From the Vault: Unreleased content of Kawasaki’s Rotary Engine Prototype
The X99 was a rotary engine prototype Kawasaki motorcycle. Mr. Takarabe X99 was project leader on the interesting challenge. Take a look at some of the challenges that designers faced working on this project including the energy crisis that ultimately ended development. Let the good times roll
Did you know that Kawasaki designed a rotary engine motorcycle? Development of the X-99 prototype started in 1974. In the midst of the 1975 oil crisis, development was put on hold. The 896.8 cm³ engine featured a liquid-cooled housing, 2 rotors, cross-port intake and a 5-speed transmission. When the project was officially halted, the engine had achieved a max power of 87.8 PS and a max torque of 10.78 kgf-m.
The engine’s intake method was a cross port arrangement (also known as a combination port arrangement) with a side port as the primary port, and a peripheral port as a secondary port. Using a side port ensured stability at idle and at low rpm. And at high rpm the peripheral port was opened (via throttle cable) to provided additional intake. Interestingly, the only rotary engine powered motorcycle that did go into production, the Suzuki RE-5, used peripheral ports for both its intake and exhaust.

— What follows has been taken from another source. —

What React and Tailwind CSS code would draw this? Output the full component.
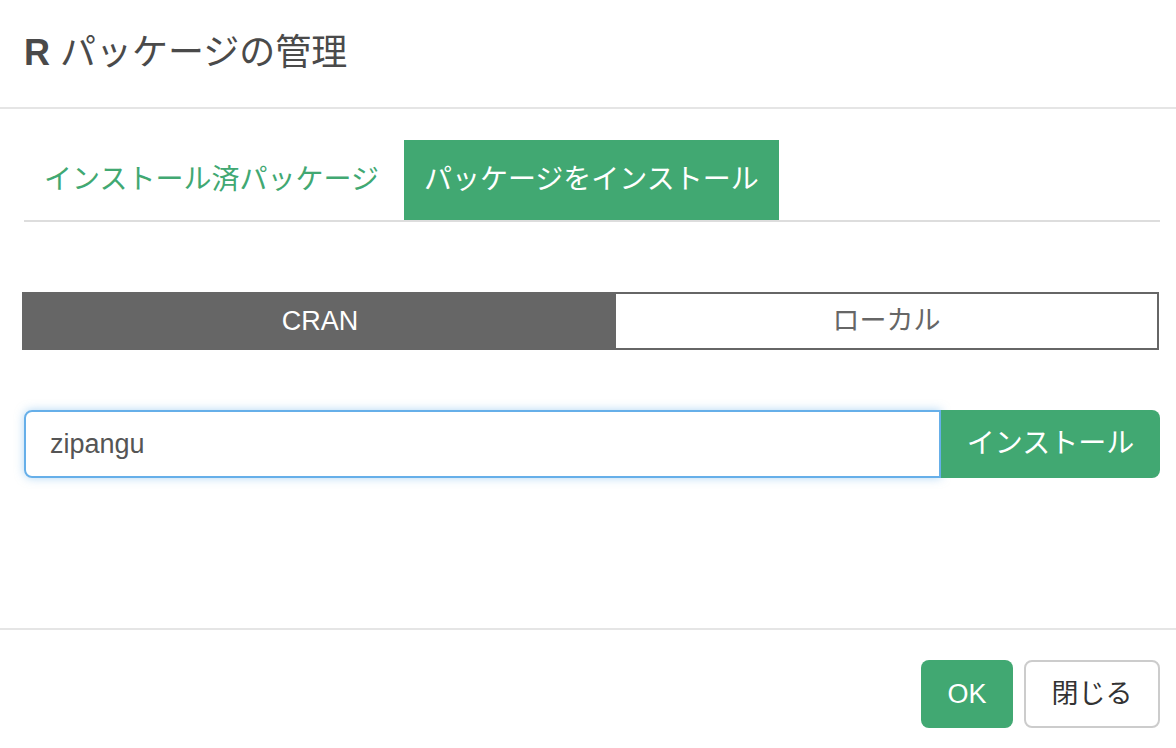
export default function App() {
  const font = { fontFamily: '"Liberation Sans", "Noto Sans CJK JP", sans-serif' };
  return (
    <div style={font} className="w-[1176px] h-[748px] bg-white text-[#333] overflow-hidden flex flex-col">
      {/* Header */}
      <div className="h-[109px] border-b-2 border-[#e5e5e5] flex items-center px-6">
        <h1 className="text-[36px] text-[#4a4a4a] leading-none pb-[2px]">
          <span className="font-bold">R</span> パッケージの管理
        </h1>
      </div>

      {/* Body */}
      <div className="flex-1 pl-6 pr-4 pt-[31px]">
        {/* Tabs */}
        <div className="flex border-b-2 border-[#ddd] h-[82px]">
          <button className="px-5 h-[80px] text-[28px] text-[#41a872] leading-none">
            インストール済パッケージ
          </button>
          <button className="ml-[5px] px-5 h-[80px] text-[28px] text-white bg-[#41a872] leading-none">
            パッケージをインストール
          </button>
        </div>

        {/* CRAN / Local toggle */}
        <div className="mt-[70px] -ml-[2px] mr-[1px] flex h-[58px] border-2 border-[#666]">
          <div className="w-[592px] bg-[#666] text-white text-[27px] flex items-center justify-center">
            CRAN
          </div>
          <div className="flex-1 bg-white text-[#666] text-[27px] flex items-center justify-center">
            ローカル
          </div>
        </div>

        {/* Input group */}
        <div className="mt-[60px] flex h-[68px]">
          <div className="flex-1 border-2 border-[#66afe9] rounded-l-[8px] shadow-[0_0_10px_rgba(102,175,233,0.5)] flex items-center px-6 text-[27px] text-[#555]">
            zipangu
          </div>
          <button className="w-[219px] bg-[#41a872] text-white text-[28px] rounded-r-[8px]">
            インストール
          </button>
        </div>
      </div>

      {/* Footer */}
      <div className="h-[120px] border-t-2 border-[#e5e5e5] flex items-start justify-end gap-[11px] pr-4 pt-[30px]">
        <button className="w-[92px] h-[68px] bg-[#41a872] text-white text-[27px] rounded-[8px]">
          OK
        </button>
        <button className="w-[136px] h-[68px] border-2 border-[#ccc] bg-white text-[#333] text-[27px] rounded-[8px]">
          閉じる
        </button>
      </div>
    </div>
  );
}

A performance test in June, 1974 for the prototype engine yielded figures of 85.1 PS with 9.96 kgf-m of torque. After that, a trial run was held in Yatabe. The smoothness and decreased vibration versus a reciprocating engine were there, but the issues that arose were mechanical noise at low rpm, weak engine braking, and heat issues among other things. Additionally, fuel consumption was much worse than anticipated. Compounded by a sudden jump in the price of oil due to the oil crisis at the time, the X-99’s potential was re-evaluated after this test, with development work put on hold in 1975 as a result. The project is still frozen. Just before work stopped, the engine recorded a power of 87.8 PS with 10.78 kgf-m of torque.The chassis used technology inherited from the highly respected Z1.
Had the project continued to completion, the X-99 might have become the largest-displacement rotary engine powered torque-monster on the market.